Functions Used to Display a Topology Change

As previously described, the execution of the spanning-tree protocol in a LAN internetwork could cause changes to the topology. TCN BPDUs are sent over the path to the root bridge to ensure that all bridges are informed about such a topology change. In turn, the root bridge sends then configuration BPDUs with the topology_change field set, and these BPDUs are transported across all paths within the tree topology.

It is interesting to note that MAC addresses are not added to the forwarding table when the topology is reconfigured. Instead, this is done exclusively by the learning function. However, the entries in the forwarding table can become invalid after a relatively short time, so packets are sent to the relevant stations over all ports so that they will eventually reach their destination.

`br_received_tcn_bpdu()`	net/bridge/br_stp.c

If the port that received a BPDU is a designated port, then the function br_topology_change_detection() is invoked. br_topology_change_acknowledge() is used to send a configuration message with the topology_change_ack field set over the input port.

`br_topology_change_detection()`	net/bridge/br_stp.c

If the bridge is the root of the tree topology, then the topology_change field in the net_bridge structure is set to one, and the topology-change timer is started.
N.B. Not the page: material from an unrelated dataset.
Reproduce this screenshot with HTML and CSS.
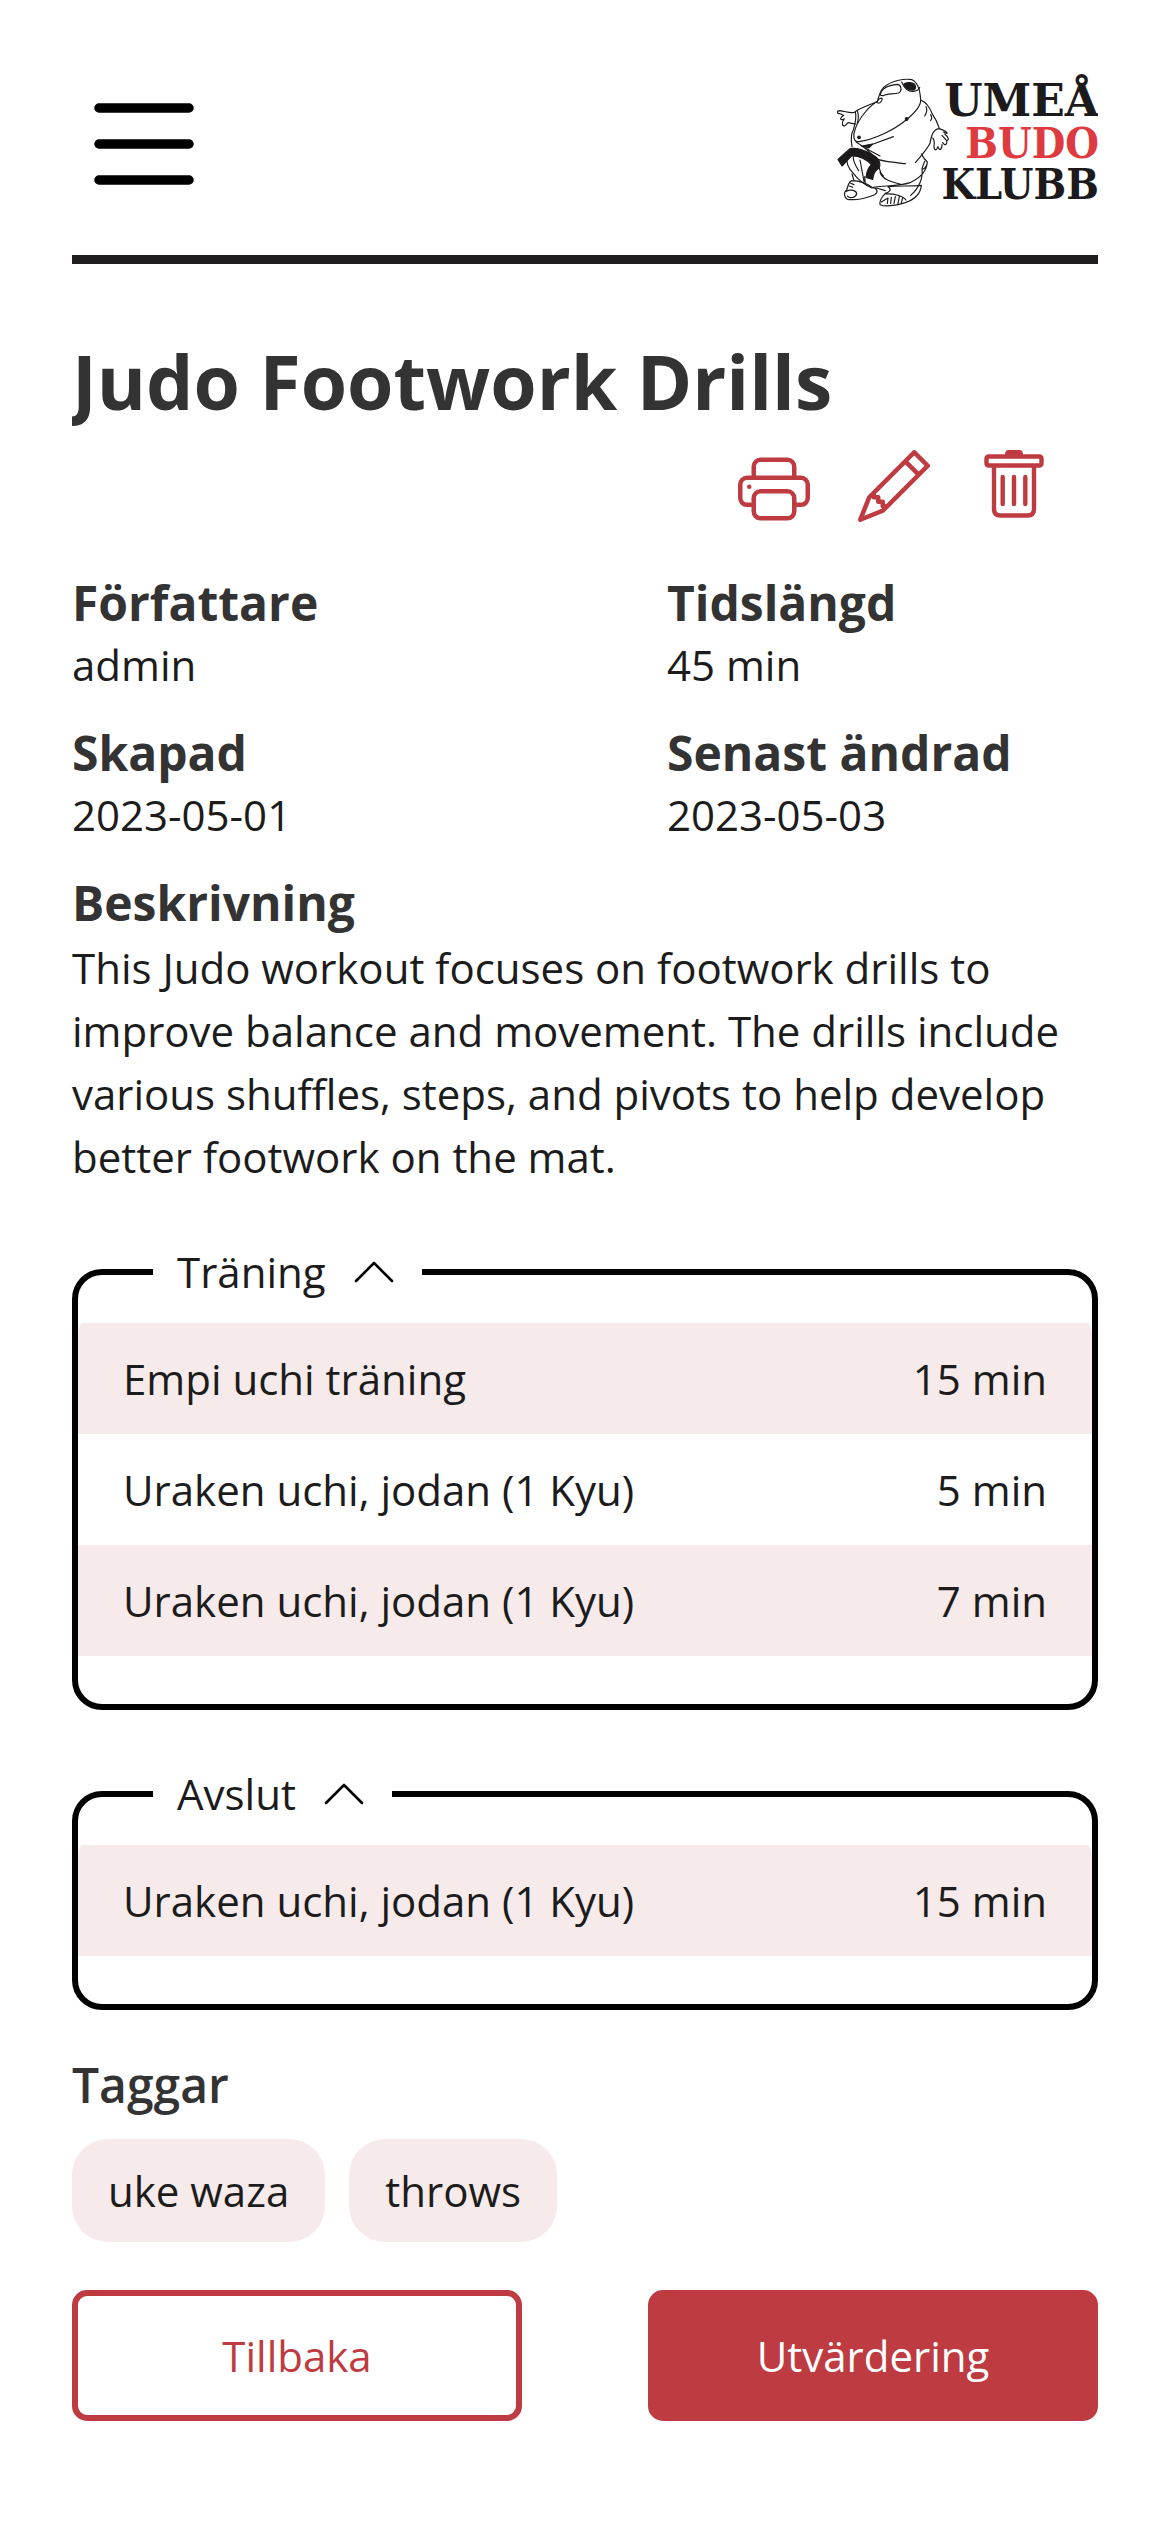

Unless the topology change has been detected, all other bridges use the br_transmit_tcn() function to send a TCN BPDU over their root ports and start their TCN timers. Finally, it is marked that the topology change was detected, to limit the number of TCN BPDUs announcing the same topology change.

`br_topology_change_acknowledged()`	net/bridge/br_stp.c

The marking for a topology change is reset, and the TCN timer is stopped. This function is invoked by br_received_config_bpdu(), if the flag topology_change_ack is set in the incoming configuration message.